3.3 Zelfstandig werken in de onderbouw We hebben door de hele school een methode ingevoerd die het zelfstandig werken van de kinderen bevordert. In de kleutergroepen wordt de methode langzamerhand ingevoerd. Tijdens de speel/werktijd hangt er een oranje stip op de muur. De kinderen weten dan dat de leerkracht met iets bezig is (observeren, begeleiding van een groepje o.i.d.). Het is de bedoeling dat de kinderen zelf een oplossing bedenken als ze niet verder kunnen of hulp nodig hebben. Als de groene stip naast de oranje stip hangt komt de leerkracht bij iedereen langs volgens een vaste route.
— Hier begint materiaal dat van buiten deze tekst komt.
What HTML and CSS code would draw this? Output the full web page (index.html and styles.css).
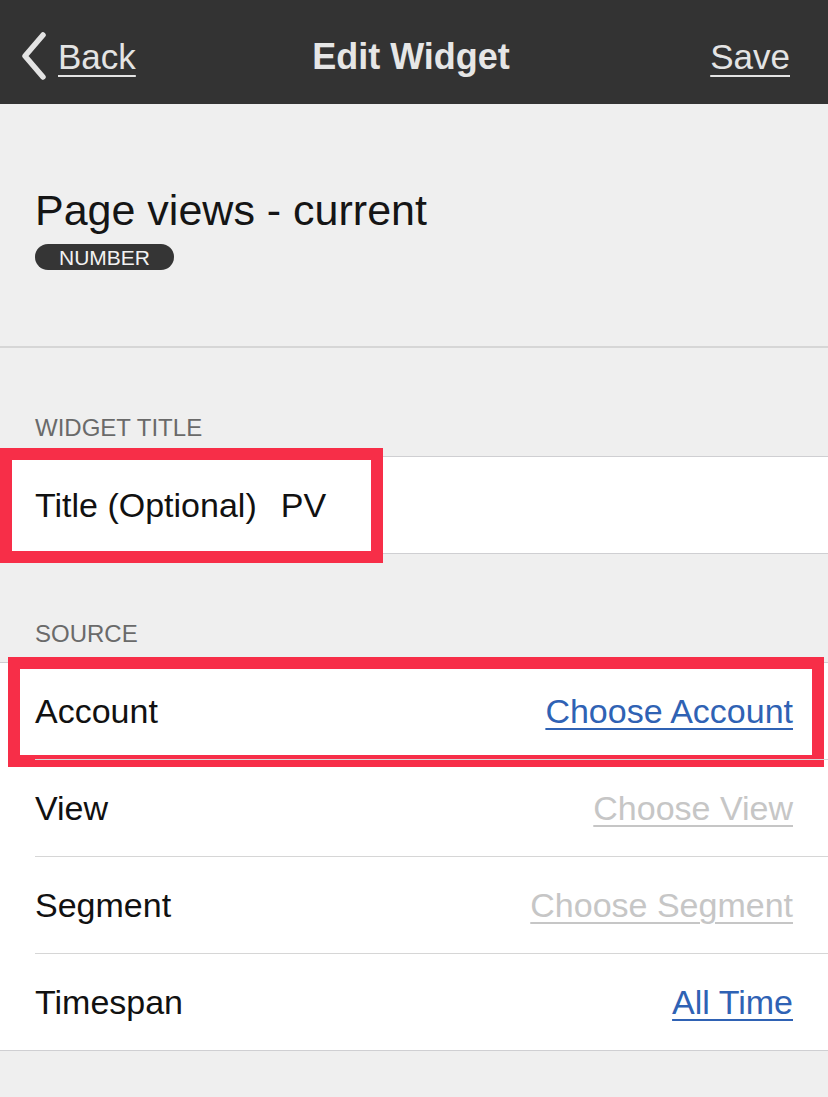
FILE: index.html
```html
<!DOCTYPE html>
<html>
<head>
<meta charset="utf-8">
<link rel="stylesheet" href="styles.css">
</head>
<body>
<header class="nav">
  <a class="nav-back">
    <svg class="chev" width="28" height="48" viewBox="0 0 28 48"><path d="M23 3 L5 24 L23 45" fill="none" stroke="#e3e3e3" stroke-width="5.5" stroke-linecap="round" stroke-linejoin="round"/></svg>
    <span class="nav-link">Back</span>
  </a>
  <h1 class="nav-title">Edit Widget</h1>
  <a class="nav-save"><span class="nav-link">Save</span></a>
</header>
<section class="hero">
  <h2 class="hero-title">Page views - current</h2>
  <span class="badge">NUMBER</span>
</section>
<div class="section-head">WIDGET TITLE</div>
<div class="group">
  <div class="row">
    <span class="label">Title (Optional)</span><span class="value">PV</span>
    <div class="mark mark-title"></div>
  </div>
</div>
<div class="section-head">SOURCE</div>
<div class="group group-source">
  <div class="row">
    <span class="label">Account</span><a class="link link-blue">Choose Account</a>
    <div class="mark mark-account"></div>
  </div>
  <div class="row">
    <span class="label">View</span><a class="link link-gray">Choose View</a>
  </div>
  <div class="row">
    <span class="label">Segment</span><a class="link link-gray">Choose Segment</a>
  </div>
  <div class="row">
    <span class="label">Timespan</span><a class="link link-blue">All Time</a>
  </div>
</div>
</body>
</html>
```
FILE: styles.css
```css
html, body {
  margin: 0;
  padding: 0;
}
body {
  width: 828px;
  min-height: 1097px;
  background: #efefef;
  font-family: "Liberation Sans", Arial, sans-serif;
  color: #111;
  overflow: hidden;
}
.nav {
  height: 104px;
  box-sizing: border-box;
  background: #333333;
  display: grid;
  grid-template-columns: 1fr auto 1fr;
  align-items: center;
  padding: 9px 38px 0 20px;
  color: #e4e4e4;
}
.nav-back {
  display: flex;
  align-items: center;
  gap: 10px;
  justify-self: start;
}
.chev {
  display: block;
  margin-top: -1px;
}
.nav-link {
  font-size: 35px;
  text-decoration: underline;
  text-decoration-thickness: 2px;
  text-underline-offset: 6px;
}
.nav-title {
  margin: 0;
  font-size: 36px;
  font-weight: bold;
  color: #e6e6e6;
  padding-left: 12px;
}
.nav-save {
  justify-self: end;
}
.hero {
  padding: 81px 35px 76px;
  border-bottom: 2px solid #d6d6d6;
}
.hero-title {
  margin: 0;
  font-size: 43px;
  font-weight: normal;
  line-height: 50px;
  color: #151515;
}
.badge {
  display: inline-block;
  margin-top: 9px;
  height: 26px;
  line-height: 27px;
  padding: 0 24px;
  background: #353535;
  color: #f2f2f2;
  font-size: 21px;
  border-radius: 13px;
}
.section-head {
  padding: 66px 35px 14px;
  font-size: 24px;
  line-height: 28px;
  color: #6a6a6a;
}
.group {
  background: #fff;
  border-top: 1px solid #cfcfd2;
  border-bottom: 1px solid #cfcfd2;
}
.row {
  position: relative;
  height: 96px;
  margin-left: 35px;
  padding-right: 35px;
  display: flex;
  align-items: center;
  font-size: 34px;
}
.group-source .row + .row {
  border-top: 1px solid #d6d6d6;
}
.label {
  color: #111;
}
.value {
  margin-left: 24px;
}
.link {
  margin-left: auto;
  text-decoration: underline;
  text-decoration-thickness: 2px;
  text-underline-offset: 5px;
}
.link-blue {
  color: #2f62b4;
}
.link-gray {
  color: #c6c6c6;
}
.mark {
  position: absolute;
  border: 12px solid #f72e48;
  box-sizing: border-box;
  pointer-events: none;
}
.mark-title {
  left: -35px;
  top: -9px;
  width: 383px;
  height: 115px;
}
.mark-account {
  left: -27px;
  top: -6px;
  width: 816px;
  height: 110px;
}
```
De kinderen kunnen op een time-timer zien (die naast de gewone klok hangt) hoe lang het nog duurt voordat de leerkracht langs komt. Na deze les wordt er regelmatig door de leerkracht en de kinderen geëvalueerd. Als deze methode goed is ingeoefend leren de kinderen beter oplossingsgericht te denken en te handelen. Ze leren elkaar om hulp te vragen en te geven. De leerkracht kan gerichter individuele aandacht geven op het moment dat de anderen haar niet mogen storen. Bovendien kan de leerkracht tijdens de vaste rondes haar aandacht beter verdelen. U begrijpt dat deze methode niet zomaar ingevoerd kan worden. De groep moet er aan toe zijn en dan worden alle onderdelen stapje voor stapje ingeoefend.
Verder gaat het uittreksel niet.